Charles Wheelan writes about the Gini coefficient, a useful statistic for measuring income inequality – it measures a country's distribution of income from 0 (absolute equality, with each person sharing the same amount of wealth) to 1 (absolute inequality, with one person controlling all of the nation's wealth).

He comes up with a comparison of Gini coefficients for some countries and finds that Inequality is rifer in America than in India.

• Japan: .25
• Sweden: .25
• India: .33
• The United States 1970: .39
• The United States 2005: .47 (Note that a small fraction of the increase over time is due to a change in the methodology for calculating the Gini coefficient; still, income inequality has climbed steadily by this measure over the past four decades.)
• Brazil: .58

The Information Economy is another name for the Superstar Economy, namely 80% or a few top performers corner most of the market. The often cited example is that of the difference between what Brad Pit earns for a movie and what a character actor earns.

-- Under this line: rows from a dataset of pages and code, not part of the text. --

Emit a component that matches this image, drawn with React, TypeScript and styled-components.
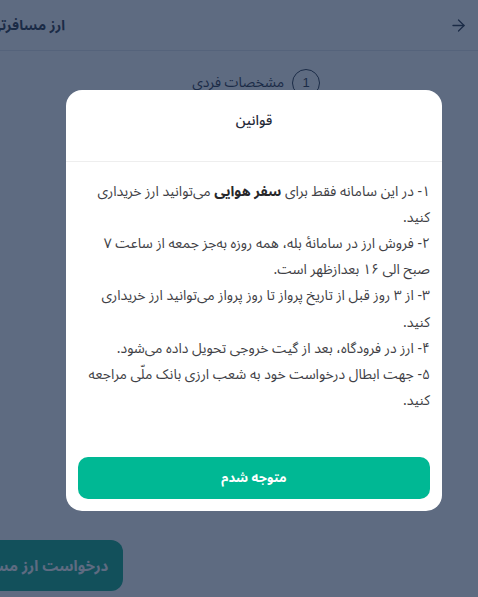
import styled, { createGlobalStyle } from "styled-components";
import { ArrowRight } from "lucide-react";

const GlobalStyle = createGlobalStyle`
  html, body {
    margin: 0;
    padding: 0;
    overflow: hidden;
  }
  body {
    font-family: "Noto Sans Arabic", "DejaVu Sans", sans-serif;
  }
`;

const Screen = styled.div`
  position: relative;
  width: 478px;
  height: 597px;
  overflow: hidden;
  direction: rtl;
  background: #ffffff;
`;

const Page = styled.div`
  width: 551px;
  height: 100%;
  display: flex;
  flex-direction: column;
`;

const Header = styled.header`
  height: 50px;
  flex-shrink: 0;
  display: flex;
  align-items: center;
  justify-content: space-between;
  padding: 0 10px 0 63px;
  border-bottom: 1px solid #e1e5ea;
  color: #1e293b;
`;

const PageTitle = styled.h1`
  margin: 0;
  font-size: 14px;
  font-weight: 700;
`;

const Stepper = styled.div`
  display: flex;
  align-items: center;
  gap: 8px;
  padding: 17px 158px 0 0;
  color: #1e293b;
`;

const StepNumber = styled.span`
  width: 26px;
  height: 26px;
  border: 1.5px solid #1e293b;
  border-radius: 50%;
  display: flex;
  align-items: center;
  justify-content: center;
  font-family: "Liberation Sans", sans-serif;
  font-size: 13px;
`;

const StepLabel = styled.span`
  font-size: 14px;
`;

const Footer = styled.div`
  margin-top: auto;
  display: flex;
  padding: 0 16px 6px;
`;

const RequestButton = styled.button`
  margin-right: auto;
  height: 51px;
  padding: 0 15px;
  border: none;
  border-radius: 12px;
  background: #00a480;
  color: #ffffff;
  font-family: inherit;
  font-size: 15px;
  font-weight: 700;
`;

const Overlay = styled.div`
  position: absolute;
  inset: 0;
  background: rgba(26, 44, 76, 0.7);
  display: flex;
  align-items: center;
  justify-content: center;
  padding: 4px 36px 0 66px;
`;

const Modal = styled.div`
  width: 100%;
  background: #ffffff;
  border-radius: 16px;
  display: flex;
  flex-direction: column;
`;

const ModalHeader = styled.div`
  height: 72px;
  box-sizing: border-box;
  padding-top: 16px;
  text-align: center;
  border-bottom: 1px solid #eeeeee;
`;

const ModalTitle = styled.h2`
  margin: 0;
  font-size: 14px;
  font-weight: 500;
  color: #1f2937;
`;

const ModalBody = styled.div`
  padding: 17px 12px 0;
  color: #3f3f46;
  font-size: 14px;
  line-height: 26.2px;
`;

const Rule = styled.p`
  margin: 0;
`;

const Strong = styled.b`
  font-weight: 700;
  color: #27272a;
`;

const ModalFooter = styled.div`
  padding: 43px 12px 12px;
`;

const ConfirmButton = styled.button`
  width: 100%;
  height: 42px;
  border: none;
  border-radius: 10px;
  background: #00b894;
  color: #ffffff;
  font-family: inherit;
  font-size: 13px;
  font-weight: 700;
`;

const rules = [
  "۲- فروش ارز در سامانهٔ بله، همه روزه به‌جز جمعه از ساعت ۷ صبح الی ۱۶ بعدازظهر است.",
  "۳- از ۳ روز قبل از تاریخ پرواز تا روز پرواز می‌توانید ارز خریداری کنید.",
  "۴- ارز در فرودگاه، بعد از گیت خروجی تحویل داده می‌شود.",
  "۵- جهت ابطال درخواست خود به شعب ارزی بانک ملّی مراجعه کنید.",
];

const App = () => {
  return (
    <>
      <GlobalStyle />
      <Screen>
        <Page>
          <Header>
            <ArrowRight size={19} strokeWidth={1.6} />
            <PageTitle>ارز مسافرتی</PageTitle>
          </Header>
          <Stepper>
            <StepNumber>1</StepNumber>
            <StepLabel>مشخصات فردی</StepLabel>
          </Stepper>
          <Footer>
            <RequestButton>درخواست ارز مسافرتی</RequestButton>
          </Footer>
        </Page>
        <Overlay>
          <Modal>
            <ModalHeader>
              <ModalTitle>قوانین</ModalTitle>
            </ModalHeader>
            <ModalBody>
              <Rule>
                ۱- در این سامانه فقط برای <Strong>سفر هوایی</Strong> می‌توانید ارز خریداری کنید.
              </Rule>
              {rules.map((rule) => (
                <Rule key={rule}>{rule}</Rule>
              ))}
            </ModalBody>
            <ModalFooter>
              <ConfirmButton>متوجه شدم</ConfirmButton>
            </ModalFooter>
          </Modal>
        </Overlay>
      </Screen>
    </>
  );
};

export default App;
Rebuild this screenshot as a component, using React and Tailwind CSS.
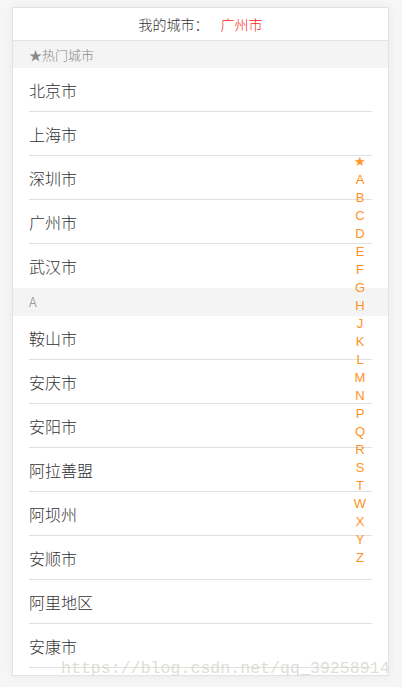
const hotCities = ['北京市', '上海市', '深圳市', '广州市', '武汉市']
const aCities = ['鞍山市', '安庆市', '安阳市', '阿拉善盟', '阿坝州', '安顺市', '阿里地区', '安康市']
const letters = ['★', 'A', 'B', 'C', 'D', 'E', 'F', 'G', 'H', 'J', 'K', 'L', 'M', 'N', 'P', 'Q', 'R', 'S', 'T', 'W', 'X', 'Y', 'Z']

function CityRow({ name, last }) {
  return (
    <div className={last ? 'mx-4 h-11 flex items-center text-[16px] text-[#333] font-light' : 'mx-4 h-11 flex items-center border-b border-[#e0e0e0] text-[16px] text-[#333] font-light'}>
      {name}
    </div>
  )
}

export default function App() {
  return (
    <div className="h-[687px] w-[402px] bg-[#f6f6f6] pt-[7px] font-['Noto_Sans_CJK_SC',sans-serif] relative overflow-hidden">
      <div className="ml-3 w-[377px] h-[669px] bg-white border border-[#e3e3e3] shadow-[0_0_8px_rgba(0,0,0,0.06)] overflow-hidden relative">
        {/* header */}
        <div className="h-[33px] border-b border-[#e3e3e3] flex items-center justify-center text-[14px] text-[#333] font-light">
          <span>我的城市：</span>
          <span className="ml-3 text-[#ff2020]">广州市</span>
        </div>

        <div className="h-[27px] bg-[#f4f4f4] flex items-center pl-4 text-[13px] text-[#8a8a8a] font-light">★热门城市</div>
        {hotCities.map((c, i) => (
          <CityRow key={c} name={c} last={i === hotCities.length - 1} />
        ))}

        <div className="h-7 bg-[#f4f4f4] flex items-center pl-4 text-[13px] text-[#8a8a8a] font-light">A</div>
        {aCities.map((c) => (
          <CityRow key={c} name={c} />
        ))}

        {/* letter index */}
        <div className="absolute left-[337px] top-[145px] w-[20px] flex flex-col items-center text-[13px] text-[#ff9224] font-['Liberation_Sans',sans-serif]">
          {letters.map((l) => (
            <div key={l} className="h-[18px] leading-[18px]">{l}</div>
          ))}
        </div>
      </div>

      {/* watermark */}
      <div className="absolute left-[61px] top-[657px] text-[16.6px] text-[#d6d6cc]/80 font-['Liberation_Mono',monospace]">
        https://blog.csdn.net/qq_39258914
      </div>
    </div>
  )
}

P.S. I wonder what Microsoft and Google do with all that high profile hiring of Smart People?

2 Comments:

At 11:30 AM , Anonymous Anonymous said...

It is wrong to compare India's Gini coefficient of 33 with US's 47. India's Gini coefficient is based on consumption data rather that income data. Since people spend decreasing proportion of income on consumption as their incomes increase, India's true income inequality must be higher. But no one knows by how much.

 
At 12:48 PM , Blogger Pramit Singh said...

You may be right Arnab. But it is fascinating to know about the widespread inequality in America, namely amongst CEOS and low-level workers.